You can talk about it too. It’s ok to be open and honest about how you feel about yourself. It’s not gloomy to say  “I’m fat and I hate it.” If you tell me “I’m fat, I hate it, and I want to make a change.” then I’ll be 100% supportive about it. Your friends and family will support you too.

It’s also ok to say “this is too hard. I can’t do this.” because we all have those moments. It’s in those moments that I believe you should tell someone. If you don’t tell someone, you’ve already given up to yourself. But someone else can tell you “You’re doing great, take it slow, look at the progress you’ve made!”

So for everyone who is trying to improve their fitness, I wish you good luck. I’ll also be updating you with my own fitness journey, and I know I’ll need some luck with it!

 

  • Tim

    Personally, I would say slow and steady is better. Trying to get fit quickly increases risk of injury.

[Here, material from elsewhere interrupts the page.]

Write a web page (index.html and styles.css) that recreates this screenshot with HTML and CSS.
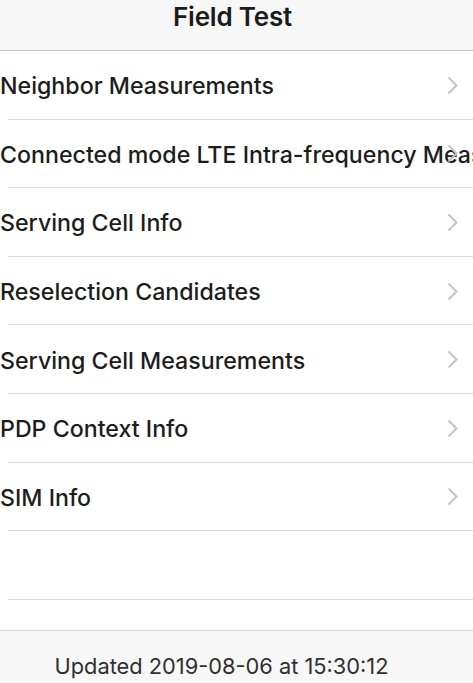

    Losing weight and keeping it off requires a permanent change in eating habits. I’ve recently lost 20 pounds over about 3 months through exercise and mindful eating. I can’t go back to my old dietary habits, because the weight will just come back.

    • Harriet Sugarcookie

      I completely agree with you. That’s why I tried to emphasise how hard it is to stay fit, even after getting “fit quick”. It really is a lifestyle change, but I think sometimes you need something to just push you into changing your mindset. It’s easy to say “I’ll keep this up for 6 weeks” because it sounds like a set amount of time, but hopefully during those six weeks, you can start thinking “I want to stay like this.” and you can put in the effort afterwards too.